* **Aim of the task**: Only lines holding the string "that" are wanted; copy each one from the material.

* **Provided data**:

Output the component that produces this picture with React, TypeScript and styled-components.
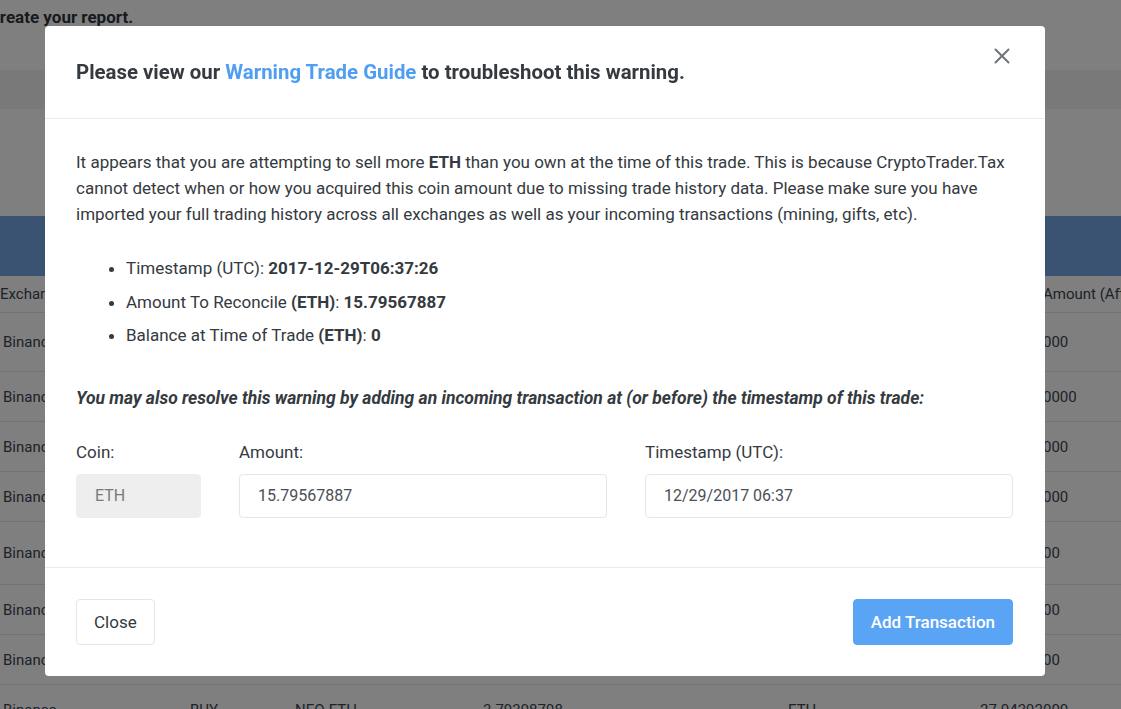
import React from "react";
import styled, { createGlobalStyle } from "styled-components";

const GlobalStyle = createGlobalStyle`
  html, body { margin: 0; padding: 0; }
  body {
    font-family: Roboto, "Liberation Sans", Arial, sans-serif;
    background: #ffffff;
    color: #343a40;
    overflow: hidden;
  }
  * { box-sizing: border-box; }
`;

/* ---------- background page ---------- */

const Page = styled.div`
  width: 1121px;
  height: 709px;
  overflow: hidden;
  background: #ffffff;
`;

const TopBar = styled.div`
  height: 70px;
  padding-top: 7px;
  font-size: 17px;
  font-weight: 700;
  line-height: 20px;
  color: #2f3640;
`;

const TopText = styled.div`
  margin-left: -9px;
`;

const SubBand = styled.div`
  height: 39px;
  background: #f3f3f3;
`;

const Spacer = styled.div`
  height: 107px;
`;

const BlueBand = styled.div`
  height: 60px;
  background: #76a6e5;
`;

const Row = styled.div<{ $h: number }>`
  display: grid;
  grid-template-columns: 190px 105px 188px 305px 190px 65px 1fr;
  align-items: center;
  height: ${(p) => p.$h}px;
  border-bottom: 1px solid #dee2e6;
  font-size: 15px;
  color: #3d4652;
  white-space: nowrap;
`;

const Cell = styled.div<{ $pad?: number }>`
  padding-left: ${(p) => p.$pad ?? 0}px;
  overflow: visible;
`;

/* ---------- modal ---------- */

const Overlay = styled.div`
  position: fixed;
  inset: 0;
  background: rgba(0, 0, 0, 0.5);
  display: flex;
  justify-content: flex-start;
  align-items: flex-start;
  padding: 26px 0 0 45px;
`;

const Modal = styled.div`
  width: 1000px;
  background: #ffffff;
  border-radius: 4px;
  color: #343a40;
`;

const Header = styled.div`
  position: relative;
  height: 93px;
  padding: 34px 31px 0;
  border-bottom: 1px solid #e9ecef;
`;

const Title = styled.h5`
  margin: 0;
  font-size: 20.4px;
  line-height: 24px;
  font-weight: 700;
  color: #343a40;
`;

const Link = styled.a`
  color: #4f9ef2;
  text-decoration: none;
`;

const CloseX = styled.button`
  position: absolute;
  top: 21px;
  right: 34px;
  width: 18px;
  height: 18px;
  padding: 0;
  border: 0;
  background: transparent;
  display: flex;
  align-items: center;
  justify-content: center;
  cursor: pointer;
`;

const Body = styled.div`
  padding: 30px 32px 49px 31px;
  font-size: 17px;
  line-height: 26px;
  border-bottom: 1px solid #e9ecef;
`;

const Para = styled.p`
  margin: 0;
`;

const List = styled.ul`
  margin: 25px 0 0;
  padding-left: 50px;
`;

const Item = styled.li`
  line-height: 33.5px;
`;

const Note = styled.p`
  margin: 32px 0 0;
  font-size: 17.5px;
  font-weight: 700;
  font-style: italic;
`;

const FormGrid = styled.div`
  display: grid;
  grid-template-columns: 125px 1fr 1fr;
  column-gap: 38px;
  margin-top: 29px;
`;

const Field = styled.div`
  display: flex;
  flex-direction: column;
  gap: 10px;
`;

const Label = styled.label`
  font-size: 17px;
  line-height: 24px;
  color: #343a40;
`;

const Input = styled.div<{ $disabled?: boolean }>`
  height: 44px;
  display: flex;
  align-items: center;
  padding-left: 18px;
  border: 1px solid ${(p) => (p.$disabled ? "#eeeeee" : "#e3e6ea")};
  border-radius: 4px;
  background: ${(p) => (p.$disabled ? "#eeeeee" : "#ffffff")};
  color: ${(p) => (p.$disabled ? "#7a7a7a" : "#4a5058")};
  font-size: 16px;
`;

const Footer = styled.div`
  display: flex;
  justify-content: space-between;
  align-items: center;
  padding: 31px 32px 31px 31px;
`;

const Button = styled.button<{ $primary?: boolean }>`
  height: 46px;
  padding: 0 17px;
  font-family: Roboto, "Liberation Sans", Arial, sans-serif;
  font-size: 17px;
  font-weight: ${(p) => (p.$primary ? 500 : 400)};
  border-radius: 4px;
  border: 1px solid ${(p) => (p.$primary ? "#5aa4f6" : "#e3e6ea")};
  background: ${(p) => (p.$primary ? "#5aa4f6" : "#ffffff")};
  color: ${(p) => (p.$primary ? "#ffffff" : "#343a40")};
  cursor: pointer;
`;

const rows: { h: number; cells: string[] }[] = [
  { h: 59, cells: ["Binance", "BUY", "BNB-ETH", "41.20000000", "BNB", "41.20000000", ""] },
  { h: 50, cells: ["Binance", "BUY", "TRX-ETH", "1200.00000", "TRX", "120.00000000", ""] },
  { h: 50, cells: ["Binance", "SELL", "XRP-ETH", "100.000000", "ETH", "10.82000000", ""] },
  { h: 50, cells: ["Binance", "BUY", "ADA-ETH", "250.000000", "ADA", "25.50000000", ""] },
  { h: 63, cells: ["Binance", "BUY", "XLM-ETH", "1.90000000", "XLM", "1.90000000", ""] },
  { h: 50, cells: ["Binance", "BUY", "IOTA-ETH", "1.50000000", "IOTA", "1.50000000", ""] },
  { h: 50, cells: ["Binance", "BUY", "EOS-ETH", "1.10000000", "EOS", "1.10000000", ""] },
  { h: 50, cells: ["Binance", "BUY", "NEO-ETH", "3.79398798", "ETH", "27.04392000", ""] },
];

export default function App() {
  return (
    <>
      <GlobalStyle />
      <Page>
        <TopBar>
          <TopText>create your report.</TopText>
        </TopBar>
        <SubBand />
        <Spacer />
        <BlueBand />
        <Row $h={37}>
          <Cell>Exchange</Cell>
          <Cell $pad={2}>Type</Cell>
          <Cell>Pair</Cell>
          <Cell>Amount</Cell>
          <Cell>Currency</Cell>
          <Cell />
          <Cell>Amount (After Fee)</Cell>
        </Row>
        {rows.map((r, i) => (
          <Row key={i} $h={r.h}>
            {r.cells.map((c, j) => (
              <Cell key={j} $pad={j === 0 ? 3 : j === 5 ? 2 : 0}>
                {c}
              </Cell>
            ))}
          </Row>
        ))}
      </Page>

      <Overlay>
        <Modal>
          <Header>
            <Title>
              Please view our <Link href="#">Warning Trade Guide</Link> to troubleshoot this warning.
            </Title>
            <CloseX aria-label="Close">
              <svg width="16" height="16" viewBox="0 0 16 16">
                <path d="M1.5 1.5 L14.5 14.5 M14.5 1.5 L1.5 14.5" stroke="#6f747a" strokeWidth="2" strokeLinecap="round" />
              </svg>
            </CloseX>
          </Header>
          <Body>
            <Para>
              It appears that you are attempting to sell more <b>ETH</b> than you own at the time of this trade. This is
              because CryptoTrader.Tax cannot detect when or how you acquired this coin amount due to missing trade
              history data. Please make sure you have imported your full trading history across all exchanges as well as
              your incoming transactions (mining, gifts, etc).
            </Para>
            <List>
              <Item>
                Timestamp (UTC): <b>2017-12-29T06:37:26</b>
              </Item>
              <Item>
                Amount To Reconcile <b>(ETH)</b>: <b>15.79567887</b>
              </Item>
              <Item>
                Balance at Time of Trade <b>(ETH)</b>: <b>0</b>
              </Item>
            </List>
            <Note>
              You may also resolve this warning by adding an incoming transaction at (or before) the timestamp of this
              trade:
            </Note>
            <FormGrid>
              <Field>
                <Label>Coin:</Label>
                <Input $disabled>ETH</Input>
              </Field>
              <Field>
                <Label>Amount:</Label>
                <Input>15.79567887</Input>
              </Field>
              <Field>
                <Label>Timestamp (UTC):</Label>
                <Input>12/29/2017 06:37</Input>
              </Field>
            </FormGrid>
          </Body>
          <Footer>
            <Button>Close</Button>
            <Button $primary>Add Transaction</Button>
          </Footer>
        </Modal>
      </Overlay>
    </>
  );
}
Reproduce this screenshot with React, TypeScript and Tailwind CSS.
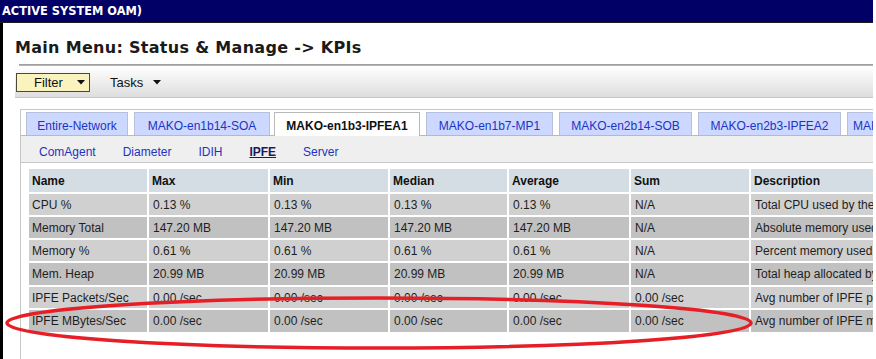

* **Task output**:
Output the component that produces this picture with React, TypeScript and styled-components.
              It appears that you are attempting to sell more <b>ETH</b> than you own at the time of this trade. This is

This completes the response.